When the smallness of the Church is not insignificant
Andrea Tornielli
On Saturday, Pope Francis spoke to the Church of Greece about the value of smallness, because being a small Church - as in the case of the Catholic flock of this country - makes it an eloquent sign of the Gospel. The God announced by Jesus chooses the little ones and the poor, He reveals Himself in the desert and not in the palaces of power. The Church, not only the Greek one, is being asked not to boast and pursue big numbers, but to abandon the wordly desire of wanting to be important and a relevant global player.
However, Pope Francis also explained that being small is not the same as being insignificant. Being a yeast that ferments silently hidden “within the dough of the world” is indeed the opposite of resigning to a quiet life moved by inertia.
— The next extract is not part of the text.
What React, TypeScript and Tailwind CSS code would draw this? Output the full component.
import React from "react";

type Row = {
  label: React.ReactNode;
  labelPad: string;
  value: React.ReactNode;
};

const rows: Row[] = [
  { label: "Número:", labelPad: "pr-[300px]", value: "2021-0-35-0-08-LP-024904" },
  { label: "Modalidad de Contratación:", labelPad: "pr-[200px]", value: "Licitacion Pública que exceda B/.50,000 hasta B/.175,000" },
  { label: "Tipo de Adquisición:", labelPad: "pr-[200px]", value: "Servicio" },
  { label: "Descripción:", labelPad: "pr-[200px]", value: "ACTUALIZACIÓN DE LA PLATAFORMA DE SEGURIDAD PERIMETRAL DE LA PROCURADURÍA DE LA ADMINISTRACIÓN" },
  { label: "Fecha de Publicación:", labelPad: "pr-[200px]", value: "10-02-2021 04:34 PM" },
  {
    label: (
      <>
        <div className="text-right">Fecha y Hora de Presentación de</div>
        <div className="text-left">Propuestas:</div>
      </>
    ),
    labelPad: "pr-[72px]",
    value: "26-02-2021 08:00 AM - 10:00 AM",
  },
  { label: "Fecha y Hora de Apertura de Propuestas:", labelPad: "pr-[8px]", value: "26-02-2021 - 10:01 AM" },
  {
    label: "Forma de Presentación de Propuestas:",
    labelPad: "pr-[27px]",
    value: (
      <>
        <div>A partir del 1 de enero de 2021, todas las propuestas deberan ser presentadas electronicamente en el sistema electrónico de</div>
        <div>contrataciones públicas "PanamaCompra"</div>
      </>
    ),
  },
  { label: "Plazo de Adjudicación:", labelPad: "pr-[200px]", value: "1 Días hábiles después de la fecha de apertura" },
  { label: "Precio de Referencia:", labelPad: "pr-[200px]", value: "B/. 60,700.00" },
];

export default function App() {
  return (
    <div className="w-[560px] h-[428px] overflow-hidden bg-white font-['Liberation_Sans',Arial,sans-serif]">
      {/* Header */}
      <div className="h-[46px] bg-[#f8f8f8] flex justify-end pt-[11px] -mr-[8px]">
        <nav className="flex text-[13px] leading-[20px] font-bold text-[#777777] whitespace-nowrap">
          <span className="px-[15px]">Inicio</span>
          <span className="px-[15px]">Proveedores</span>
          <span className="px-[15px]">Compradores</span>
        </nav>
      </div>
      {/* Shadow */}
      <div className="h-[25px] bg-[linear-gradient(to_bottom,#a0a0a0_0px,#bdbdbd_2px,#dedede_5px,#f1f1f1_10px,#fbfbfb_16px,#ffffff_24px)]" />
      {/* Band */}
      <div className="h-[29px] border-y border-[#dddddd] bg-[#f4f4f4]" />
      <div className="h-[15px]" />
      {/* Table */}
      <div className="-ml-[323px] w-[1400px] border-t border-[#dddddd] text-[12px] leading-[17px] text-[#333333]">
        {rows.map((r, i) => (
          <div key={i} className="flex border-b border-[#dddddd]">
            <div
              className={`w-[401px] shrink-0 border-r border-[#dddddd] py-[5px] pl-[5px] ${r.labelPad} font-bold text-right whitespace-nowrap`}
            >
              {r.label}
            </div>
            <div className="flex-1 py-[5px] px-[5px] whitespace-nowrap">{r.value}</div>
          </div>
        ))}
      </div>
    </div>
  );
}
As a way forward, the Pope indicates the path of openness to the others, of service, accompaniment, listening, and of concrete witness of closeness to everyone: this is the opposite of a withdrawn Church that does not come out of her shell and is complacent with her own smallness.
Faced with secularization and the difficulties Christians are confronted with today in transmitting their faith, we might be tempted to close up, trying to create perfect communities that withdraw from the world to preserve their small, or very small, flock, waiting for the storm to pass, looking with nostalgia to a past that no longer exists.
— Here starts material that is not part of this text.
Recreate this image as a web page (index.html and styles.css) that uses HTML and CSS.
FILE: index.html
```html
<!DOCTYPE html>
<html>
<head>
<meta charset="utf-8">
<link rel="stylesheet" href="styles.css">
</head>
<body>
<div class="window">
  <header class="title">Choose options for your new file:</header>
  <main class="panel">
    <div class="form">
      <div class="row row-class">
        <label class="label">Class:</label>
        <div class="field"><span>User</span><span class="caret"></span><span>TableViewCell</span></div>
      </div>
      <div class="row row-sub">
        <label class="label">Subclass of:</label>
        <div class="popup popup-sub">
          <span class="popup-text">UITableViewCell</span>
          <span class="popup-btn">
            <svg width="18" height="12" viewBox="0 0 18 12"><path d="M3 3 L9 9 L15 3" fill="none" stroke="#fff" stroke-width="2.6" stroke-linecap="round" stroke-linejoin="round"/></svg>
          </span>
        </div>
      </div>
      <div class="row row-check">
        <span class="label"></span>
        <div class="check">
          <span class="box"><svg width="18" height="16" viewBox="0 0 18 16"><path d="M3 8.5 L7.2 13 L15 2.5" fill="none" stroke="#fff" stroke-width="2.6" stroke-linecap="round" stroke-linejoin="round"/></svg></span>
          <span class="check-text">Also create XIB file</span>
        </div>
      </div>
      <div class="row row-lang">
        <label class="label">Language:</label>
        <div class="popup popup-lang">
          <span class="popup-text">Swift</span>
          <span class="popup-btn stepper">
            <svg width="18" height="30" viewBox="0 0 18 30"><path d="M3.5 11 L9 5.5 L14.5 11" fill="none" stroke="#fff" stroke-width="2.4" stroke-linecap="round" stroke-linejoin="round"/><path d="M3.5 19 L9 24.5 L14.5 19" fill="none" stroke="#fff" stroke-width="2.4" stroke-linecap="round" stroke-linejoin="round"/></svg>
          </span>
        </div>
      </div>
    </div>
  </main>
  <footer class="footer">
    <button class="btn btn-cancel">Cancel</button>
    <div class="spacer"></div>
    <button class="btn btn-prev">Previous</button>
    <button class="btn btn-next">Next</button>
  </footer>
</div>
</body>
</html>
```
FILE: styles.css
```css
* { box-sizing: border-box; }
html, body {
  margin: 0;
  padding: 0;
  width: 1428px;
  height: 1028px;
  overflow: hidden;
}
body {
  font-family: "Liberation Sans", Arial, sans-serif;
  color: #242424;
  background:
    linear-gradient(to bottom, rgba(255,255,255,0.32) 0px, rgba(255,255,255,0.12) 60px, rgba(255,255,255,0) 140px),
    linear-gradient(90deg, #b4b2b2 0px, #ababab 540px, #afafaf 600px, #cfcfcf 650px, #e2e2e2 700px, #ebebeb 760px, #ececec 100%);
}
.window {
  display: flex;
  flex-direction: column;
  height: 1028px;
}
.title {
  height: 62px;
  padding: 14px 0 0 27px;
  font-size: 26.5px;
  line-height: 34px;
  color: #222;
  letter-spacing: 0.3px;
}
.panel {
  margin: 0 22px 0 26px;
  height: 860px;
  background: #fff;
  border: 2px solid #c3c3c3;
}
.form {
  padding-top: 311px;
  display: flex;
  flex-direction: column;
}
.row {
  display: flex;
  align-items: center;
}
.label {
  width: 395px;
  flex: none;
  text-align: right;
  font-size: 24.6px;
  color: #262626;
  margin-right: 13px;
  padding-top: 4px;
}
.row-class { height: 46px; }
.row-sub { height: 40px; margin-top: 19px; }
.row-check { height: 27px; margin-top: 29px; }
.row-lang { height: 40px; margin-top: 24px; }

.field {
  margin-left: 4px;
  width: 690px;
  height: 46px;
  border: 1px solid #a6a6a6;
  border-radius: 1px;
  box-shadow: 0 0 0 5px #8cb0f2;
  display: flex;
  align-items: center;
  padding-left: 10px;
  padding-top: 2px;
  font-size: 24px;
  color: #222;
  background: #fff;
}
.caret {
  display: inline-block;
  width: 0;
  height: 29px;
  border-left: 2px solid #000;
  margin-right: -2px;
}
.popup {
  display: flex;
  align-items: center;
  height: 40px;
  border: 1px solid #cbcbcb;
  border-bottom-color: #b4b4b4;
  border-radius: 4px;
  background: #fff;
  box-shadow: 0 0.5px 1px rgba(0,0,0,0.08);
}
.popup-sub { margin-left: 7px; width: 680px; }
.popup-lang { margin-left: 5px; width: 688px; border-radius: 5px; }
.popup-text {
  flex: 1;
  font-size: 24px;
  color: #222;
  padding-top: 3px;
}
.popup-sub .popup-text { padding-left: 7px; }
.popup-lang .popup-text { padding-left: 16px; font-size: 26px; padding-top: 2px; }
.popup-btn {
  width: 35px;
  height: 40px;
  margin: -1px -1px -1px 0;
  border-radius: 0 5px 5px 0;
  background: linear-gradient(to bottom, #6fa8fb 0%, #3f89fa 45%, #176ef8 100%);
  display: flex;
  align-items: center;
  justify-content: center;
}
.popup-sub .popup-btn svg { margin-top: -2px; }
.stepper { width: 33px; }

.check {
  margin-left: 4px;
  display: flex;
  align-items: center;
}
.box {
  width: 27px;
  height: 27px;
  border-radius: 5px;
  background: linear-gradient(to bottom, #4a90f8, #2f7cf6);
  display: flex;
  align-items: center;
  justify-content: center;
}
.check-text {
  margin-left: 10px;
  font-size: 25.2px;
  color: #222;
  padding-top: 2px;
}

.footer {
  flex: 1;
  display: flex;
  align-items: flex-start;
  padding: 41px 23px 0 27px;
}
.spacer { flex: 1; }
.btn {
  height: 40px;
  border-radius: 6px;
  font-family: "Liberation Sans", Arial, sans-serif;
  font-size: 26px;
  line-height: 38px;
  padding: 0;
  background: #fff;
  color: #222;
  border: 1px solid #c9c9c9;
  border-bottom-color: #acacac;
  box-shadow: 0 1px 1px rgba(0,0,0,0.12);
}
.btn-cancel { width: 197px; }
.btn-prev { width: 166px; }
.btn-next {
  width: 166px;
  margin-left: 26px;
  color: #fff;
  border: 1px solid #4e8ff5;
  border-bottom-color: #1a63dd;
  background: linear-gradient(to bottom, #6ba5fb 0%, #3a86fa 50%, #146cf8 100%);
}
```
On the other hand, another real risk today is that of hyperactivity: we might be tempted to invest all our energies in missionary strategies, thinking that proclamation, witness, and even conversion are not fruits of the Spirit we should give space to, but the result of our skills and protagonism. As a consequence – and, unfortunately, this happens more and more often in our digital age – the risk is that the evangelizer and his ruses rather than the Gospel and its Protagonist become the focus evangelization. Indeed, we need to leave space to the Protagonist: this is the real meaning of conversion as a metanoia, a change of mentality in light of the Gospel.
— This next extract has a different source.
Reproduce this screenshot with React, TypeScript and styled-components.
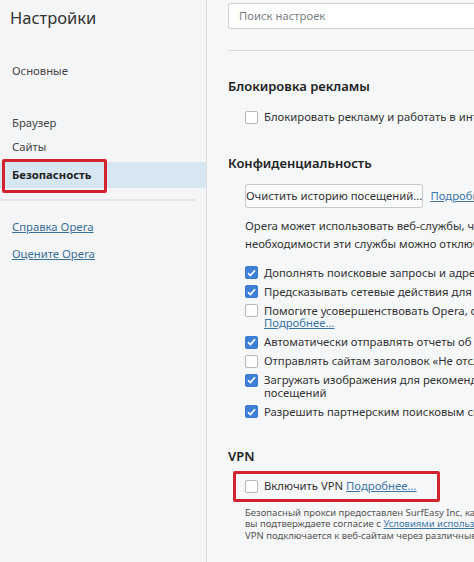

The smallness Pope Francis refers to is therefore a gift. It is being aware that without the Lord we can do nothing and that it is God who precedes us, converts, supports, changes. And this awareness is also precious for the Churches that are still numerically significant: the opportunity offered by the synodal path that has just begun can help the Christian communities to free themselves from the snares of bureaucracy, clericalism, institutionalism, to build, or rebuild, a fabric of human relationships, in which witness flourishes.